Much of the campaigning has been centred on persuading unwilling British and Australian governments to pay attention, let alone apologise. And in 2010, in what Margaret describes as a “turning point” moment, an official apology did come from Prime Minister Gordon Brown, who praised the Child Migrants Trust as “a voice for many who were so long unheard”. 

That apology led to the establishment of a £6 million Family Restoration Fund to enable child migrants to search for their loved ones. It set into motion the inclusion of the child migrants scandal into the wider Independent Inquiry into Child Sexual Abuse (IICSA), and similar inquiries over in Australia. And later that year, Margaret received an CBE for her life’s struggle.

But there is still much to do.
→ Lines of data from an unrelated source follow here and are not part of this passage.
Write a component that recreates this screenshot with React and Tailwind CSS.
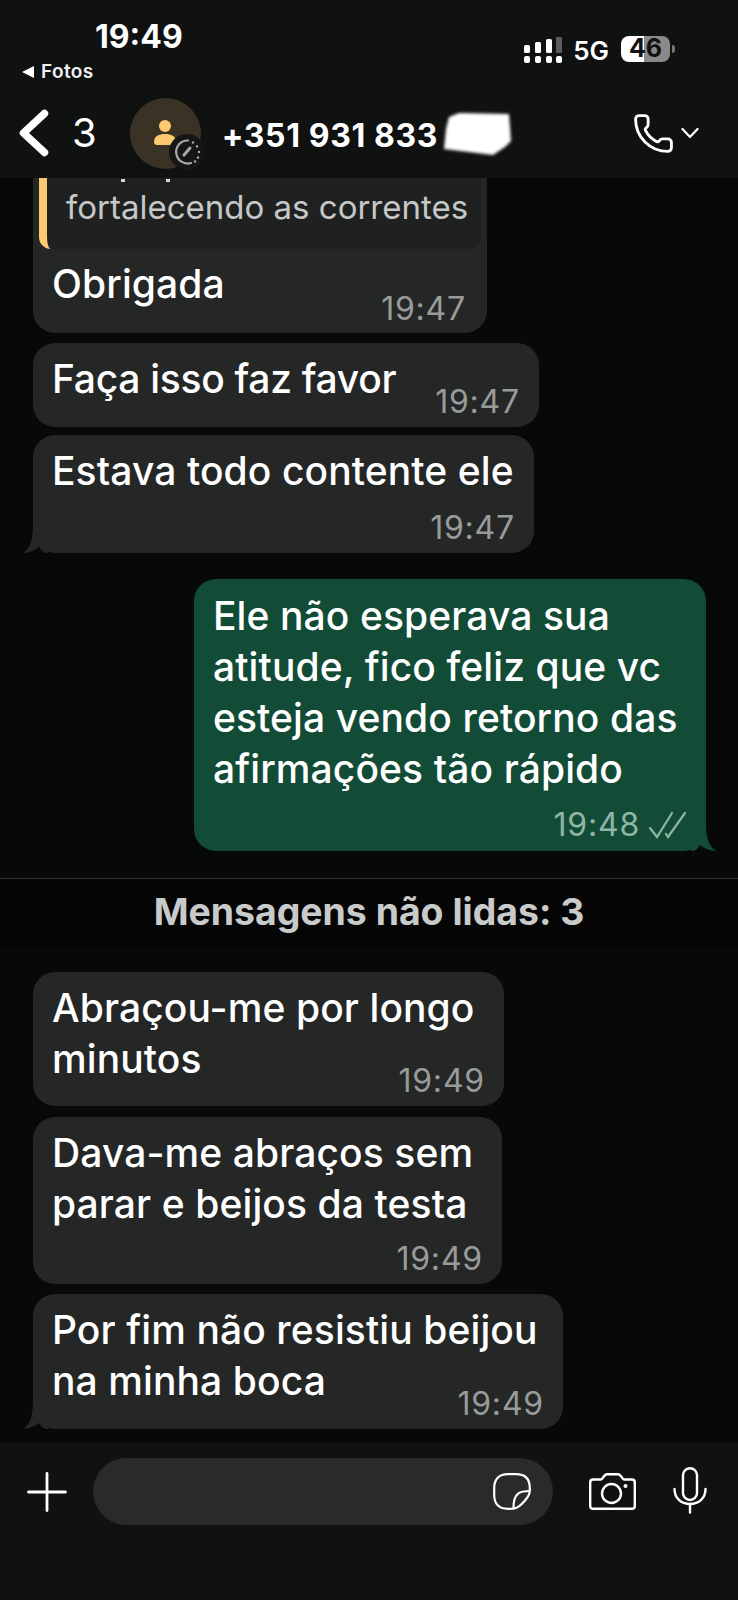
import { Phone } from 'lucide-react';

const font = 'font-["Inter","Liberation_Sans",sans-serif]';

function Tail({ side }) {
  const fill = side === 'right' ? '#134c36' : '#252727';
  const place = side === 'right' ? 'right-[-11px] -scale-x-100' : 'left-[-11px]';
  return (
    <svg className={`absolute bottom-0 ${place}`} width="26" height="28" viewBox="0 0 26 28">
      <path d="M0 28 C7 26 11 16 11 0 H26 V28 H24 C21 28 19 25 17 22 C12 26 6 28 0 28 Z" fill={fill} />
    </svg>
  );
}

function Time({ children }) {
  return <span className="text-[32px] leading-[36px] tracking-[0.8px] text-[#999b9b] whitespace-nowrap">{children}</span>;
}

function Line({ children, tight }) {
  return (
    <div className={`text-[39px] leading-[51px] font-medium text-white whitespace-nowrap ${tight ? 'tracking-[-0.3px]' : 'tracking-[0.1px]'}`}>
      {children}
    </div>
  );
}

function Bubble({ width, height, top, lines, time, tail, tight }) {
  return (
    <div className={`relative ml-[33px] rounded-[22px] bg-[#252727] ${width} ${height} ${top}`}>
      {tail && <Tail side="left" />}
      <div className="relative pl-[19px] pt-[10px]">
        {lines.map((l) => (
          <Line key={l} tight={tight}>{l}</Line>
        ))}
      </div>
      <div className="absolute bottom-[7px] right-[19px]">
        <Time>{time}</Time>
      </div>
    </div>
  );
}

export default function App() {
  return (
    <div className={`w-[738px] h-[1600px] overflow-hidden flex flex-col bg-[#070808] ${font}`}>
      {/* Status + nav */}
      <div className="h-[178px] shrink-0 bg-[#101111] text-white relative z-10">
        <div className="h-[97px] flex justify-between">
          <div className="pl-[22px] pt-[20px]">
            <div className="pl-[73px] text-[32px] leading-[34px] font-bold">19:49</div>
            <div className="flex items-center gap-[7px] mt-[7px]">
              <svg width="12" height="12" viewBox="0 0 12 12"><path d="M12 0 V12 L0 6 Z" fill="#fff" /></svg>
              <span className="text-[19px] leading-[22px] font-semibold tracking-[0.4px] text-[#f0f0f0]">Fotos</span>
            </div>
          </div>
          <div className="flex items-start gap-[11px] pt-[36px] pr-[63px]">
            <svg className="mt-[1px]" width="38" height="27" viewBox="0 0 38 27" fill="#fff">
              <rect x="0" y="8" width="6" height="8" rx="1.5" />
              <rect x="11" y="5" width="6" height="11" rx="1.5" />
              <rect x="22" y="2" width="6" height="14" rx="1.5" />
              <rect x="32" y="0" width="6" height="16" rx="1" fill="#5c5c5c" />
              <rect x="0" y="19" width="6" height="7" rx="2" />
              <rect x="11" y="19" width="6" height="7" rx="2" />
              <rect x="22" y="19" width="6" height="7" rx="2" />
              <rect x="32" y="19" width="6" height="7" rx="2" />
            </svg>
            <span className="text-[26px] leading-[30px] font-semibold">5G</span>
            <div className="flex items-center gap-[2px] ml-[1px]">
              <div className="w-[49px] h-[26px] rounded-[8px] flex items-center justify-center text-[25px] font-bold text-[#111] bg-[linear-gradient(90deg,#ffffff_47%,#8a8a8a_47%)]">46</div>
              <div className="w-[3px] h-[8px] rounded-r-full bg-[#777]"></div>
            </div>
          </div>
        </div>
        <div className="flex items-center h-[72px] pl-[19px]">
          <svg width="30" height="48" viewBox="0 0 30 48" fill="none" stroke="#fff" strokeWidth="7.5" strokeLinecap="round" strokeLinejoin="round">
            <path d="M25.5 4.5 L4.5 24 L25.5 43.5" />
          </svg>
          <span className="ml-[23px] text-[40px] leading-[48px] font-normal">3</span>
          <div className="relative ml-[33px] w-[71px] h-[71px] rounded-full bg-[#3b3226] flex items-center justify-center">
            <svg width="22" height="25" viewBox="0 0 22 25" fill="#fdca72" className="mb-[2px]">
              <circle cx="11" cy="6" r="6" />
              <path d="M0 22 C0 16 5 14 11 14 C17 14 22 16 22 22 Q22 25 19 25 H3 Q0 25 0 22 Z" />
            </svg>
            <div className="absolute right-[-4px] bottom-[-1px] w-[36px] h-[36px] rounded-full bg-[#151616] flex items-center justify-center">
              <svg width="28" height="28" viewBox="0 0 28 28" fill="none" stroke="#a8a8a8" strokeWidth="2.2" strokeLinecap="round">
                <path d="M15 2.5 A11.5 11.5 0 1 0 18 25" />
                <path d="M11 17 L17 10" strokeWidth="3" />
                <circle cx="20" cy="4.5" r="1.2" fill="#a8a8a8" stroke="none" />
                <circle cx="24" cy="8.5" r="1.2" fill="#a8a8a8" stroke="none" />
                <circle cx="26" cy="14" r="1.2" fill="#a8a8a8" stroke="none" />
                <circle cx="25" cy="19.5" r="1.2" fill="#a8a8a8" stroke="none" />
                <circle cx="22" cy="23.5" r="1.2" fill="#a8a8a8" stroke="none" />
              </svg>
            </div>
          </div>
          <span className="ml-[21px] mt-[5px] text-[32px] font-bold tracking-[0.6px] whitespace-nowrap">+351 931 833</span>
          <svg className="ml-[5px] mt-[2px] blur-[1.5px]" width="68" height="42" viewBox="0 0 68 42">
            <path d="M6 4 L16 0 L66 1 L68 28 L62 34 L50 42 L1 36 L3 16 Z" fill="#fff" />
          </svg>
          <div className="ml-auto mr-[39px] flex items-center gap-[6px]">
            <Phone size={43} strokeWidth={1.6} />
            <svg width="18" height="12" viewBox="0 0 18 12" fill="none" stroke="#fff" strokeWidth="2.2" strokeLinecap="round" strokeLinejoin="round">
              <path d="M1.5 2 L9 10 L16.5 2" />
            </svg>
          </div>
        </div>
      </div>

      {/* Messages */}
      <div className="flex-1 flex flex-col min-h-0">
        <div className="relative ml-[33px] w-[454px] h-[155px] rounded-b-[22px] bg-[#252727] px-[6px]">
          <div className="relative h-[71px] bg-[#1f2121] rounded-b-[12px] border-l-[8px] border-[#fdca72] rounded-bl-[12px] pl-[19px] pt-[9px] text-[33px] leading-[40px] text-[#c6c8c8] whitespace-nowrap">
            <div className="absolute left-[74px] top-[1px] w-[4px] h-[3px] bg-[#d8d8d8]"></div>
            <div className="absolute left-[119px] top-[1px] w-[4px] h-[3px] bg-[#d8d8d8]"></div>
            fortalecendo as correntes
          </div>
          <div className="pl-[13px] pt-[9px]">
            <Line>Obrigada</Line>
          </div>
          <div className="absolute right-[21px] bottom-[6px]"><Time>19:47</Time></div>
        </div>
        <Bubble width="w-[506px]" height="h-[84px]" top="mt-[10px]" lines={['Faça isso faz favor']} time="19:47" tight />
        <Bubble width="w-[501px]" height="h-[118px]" top="mt-[8px]" lines={['Estava todo contente ele']} time="19:47" tail />

        <div className="relative ml-[194px] mt-[26px] w-[512px] h-[272px] rounded-[22px] bg-[#134c36] pl-[19px] pt-[11px]">
          <Tail side="right" />
          <div className="relative">
            {['Ele não esperava sua', 'atitude, fico feliz que vc', 'esteja vendo retorno das', 'afirmações tão rápido'].map((l) => (
              <Line key={l}>{l}</Line>
            ))}
          </div>
          <div className="absolute right-[19px] bottom-[8px] flex items-center gap-[9px]">
            <span className="text-[32px] leading-[36px] tracking-[0.8px] text-[#8fb5a5]">19:48</span>
            <svg width="38" height="28" viewBox="0 0 38 28" fill="none" stroke="#8fb5a5" strokeWidth="2.2" strokeLinecap="round">
              <path d="M1 17 L8 26 L23 2" />
              <path d="M17 23 L19 26 L36 2" />
            </svg>
          </div>
        </div>

        <div className="mt-[27px] h-[68px] shrink-0 border-t border-[#333535] bg-[#050505] flex items-center justify-center text-[#c9cbcb] text-[37.4px] font-bold">
          Mensagens não lidas: 3
        </div>

        <Bubble width="w-[471px]" height="h-[134px]" top="mt-[26px]" lines={['Abraçou-me por longo', 'minutos']} time="19:49" />
        <Bubble width="w-[469px]" height="h-[167px]" top="mt-[11px]" lines={['Dava-me abraços sem', 'parar e beijos da testa']} time="19:49" />
        <Bubble width="w-[530px]" height="h-[135px]" top="mt-[10px]" lines={['Por fim não resistiu beijou', 'na minha boca']} time="19:49" tail />

        {/* Input bar */}
        <div className="mt-[14px] flex-1 bg-[#101111] flex items-start pt-[15px]">
          <svg className="ml-[27px] mt-[14px]" width="40" height="40" viewBox="0 0 40 40" stroke="#fff" strokeWidth="2.8" strokeLinecap="round">
            <path d="M20 1.5 V38.5 M1.5 20 H38.5" />
          </svg>
          <div className="ml-[26px] w-[460px] h-[67px] rounded-full bg-[#2a2a2a] flex items-center justify-end pr-[22px]">
            <svg width="38" height="37" viewBox="0 0 38 37" fill="none" stroke="#fff" strokeWidth="2.2" strokeLinejoin="round">
              <path d="M15 1.2 H23 C32 1.2 36.8 6 36.8 15 V18 C36.8 21 35 24 32 27.5 C29 31 26 34 23 35 C21.5 35.6 19 35.8 15 35.8 C6 35.8 1.2 31 1.2 22 V15 C1.2 6 6 1.2 15 1.2 Z" />
              <path d="M36.8 18 C28 18 20 19 20.5 35.6" />
            </svg>
          </div>
          <svg className="ml-[36px] mt-[15px]" width="47" height="37" viewBox="0 0 47 37" fill="none" stroke="#fff" strokeWidth="2.4" strokeLinejoin="round">
            <path d="M4 6.5 H12 C14 6.5 14.5 1.2 18 1.2 H29 C32.5 1.2 33 6.5 35 6.5 H43 Q45.8 6.5 45.8 9.5 V33 Q45.8 35.8 43 35.8 H4 Q1.2 35.8 1.2 33 V9.5 Q1.2 6.5 4 6.5 Z" />
            <circle cx="22.5" cy="20.5" r="9.5" />
            <circle cx="36.5" cy="13" r="2" fill="#fff" stroke="none" />
          </svg>
          <svg className="ml-[37px] mt-[9px]" width="34" height="47" viewBox="0 0 34 47" fill="none" stroke="#fff" strokeWidth="2.4" strokeLinecap="round">
            <rect x="10" y="1.2" width="14" height="31.8" rx="7" />
            <path d="M1.5 22 C1.5 31 8 37 17 37 C26 37 32.5 31 32.5 22" />
            <path d="M17 37 V45.5" />
          </svg>
        </div>
      </div>
    </div>
  );
}
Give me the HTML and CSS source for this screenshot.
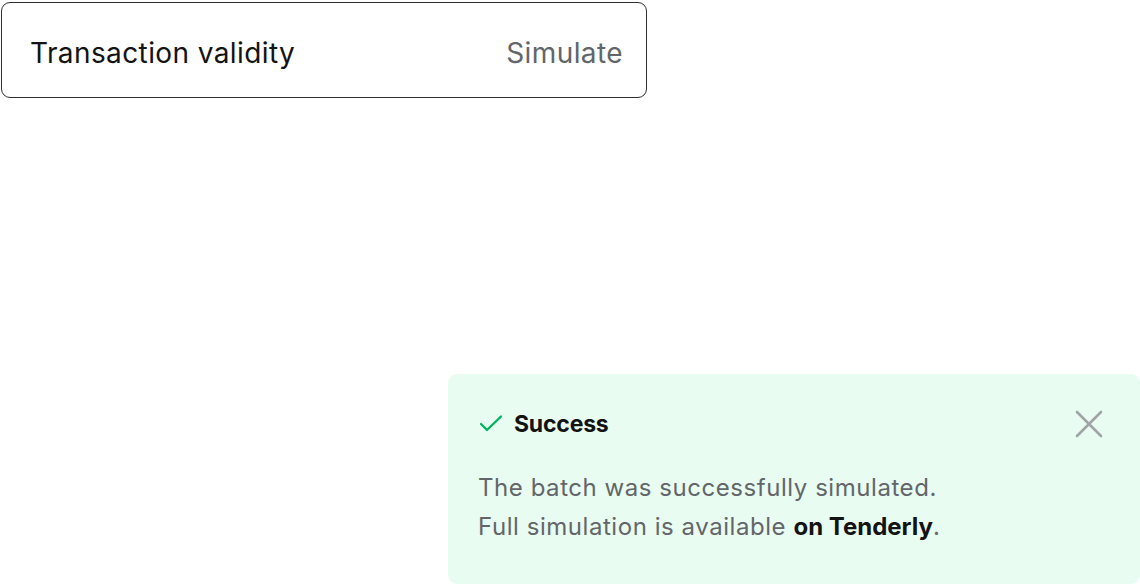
FILE: index.html
```html
<!DOCTYPE html>
<html>
<head>
<meta charset="utf-8">
<link rel="stylesheet" href="styles.css">
</head>
<body>
<div class="page">
  <div class="validity">
    <span class="label">Transaction validity</span>
    <span class="action">Simulate</span>
  </div>
  <div class="toast">
    <div class="toast-head">
      <svg class="check" width="24" height="24" viewBox="0 0 24 24"><path d="M2 12 L8 18 L22 4.5" fill="none" stroke="#00b460" stroke-width="2.4" stroke-linecap="round" stroke-linejoin="round"/></svg>
      <span class="title">Success</span>
      <svg class="close" width="28" height="28" viewBox="0 0 28 28"><path d="M2 2 L26 26 M26 2 L2 26" fill="none" stroke="#a1a3a7" stroke-width="2.6" stroke-linecap="round"/></svg>
    </div>
    <p class="msg">The batch was successfully simulated.<br>Full simulation is available <b>on Tenderly</b>.</p>
  </div>
</div>
</body>
</html>
```
FILE: styles.css
```css
html, body { margin: 0; padding: 0; background: #fff; }
body { font-family: "Inter", "Noto Sans", sans-serif; }
.page { width: 1140px; height: 586px; position: relative; overflow: hidden; }
.validity {
  margin: 2px 0 0 1px;
  width: 646px;
  height: 96px;
  box-sizing: border-box;
  border: 1.6px solid #303033;
  border-radius: 9px;
  display: flex;
  align-items: center;
  justify-content: space-between;
  padding: 5px 23px 0 28px;
  font-size: 28px;
  letter-spacing: 0.4px;
}
.label { color: #121312; }
.action { color: #636669; }
.toast {
  position: absolute;
  left: 448px;
  top: 374px;
  width: 692px;
  height: 210px;
  box-sizing: border-box;
  background: #e9fcf1;
  border-radius: 9px;
  padding: 37px 37px 0 30px;
}
.toast-head { display: flex; align-items: center; height: 26px; }
.check { margin-left: 1px; margin-right: 11px; }
.title { font-weight: 700; font-size: 23px; letter-spacing: -0.2px; color: #121312; flex: 1; }
.close { margin-top: 0; }
.msg { margin: 31px 0 0 0; font-size: 24px; letter-spacing: 0.55px; line-height: 39px; color: #636669; }
.msg b { color: #121312; font-weight: 700; letter-spacing: 0; }
```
Despite numerous inquiries and Royal Commissions, there has never been an official judicial inquiry with the powers to summon people and institutions to answer questions. There is some hope: Labour’s Lisa Nandy and Jackie Doyle-Price, Conservative junior minister in the Department of Health, have taken up the fight for an inquiry, though this is currently clouded by the political chaos of Brexit.

Since 2010, over 1,000 families have been reunited, many from Nottingham where Margaret’s investigations began. It is in this city that she is campaigning to have a major national memorial established for the many victims and family members who visit Nottingham each year, in thanks for the work the trust has done. 

And it’s here she says that there should be more recognition for the support she received, right from the start, from the County Council. Thanks to former head of Nottinghamshire Social Services Joan Taylor, who now chairs the Child Migrants Trust, and former leader of the council Sir Dennis Pettitt. “They were the only people that came forward at that point with any conscience,” she says. “At first they funded me for a year, and that went on for fifteen years.”

In thirty years of fighting for justice Margaret has enabled, and witnessed, many extraordinary reunions. She will always remember the moment a mother and her son were brought back together in the early nineties. By then he was a man; she was an older woman, and they had each been through so much.

The last time she had seen her son was through a cloud of steam and smoke at Lime Street station, a desperate helpless mother, standing alone on the platform. It had been over forty years since they were wrenched apart. Finally her little boy had come back.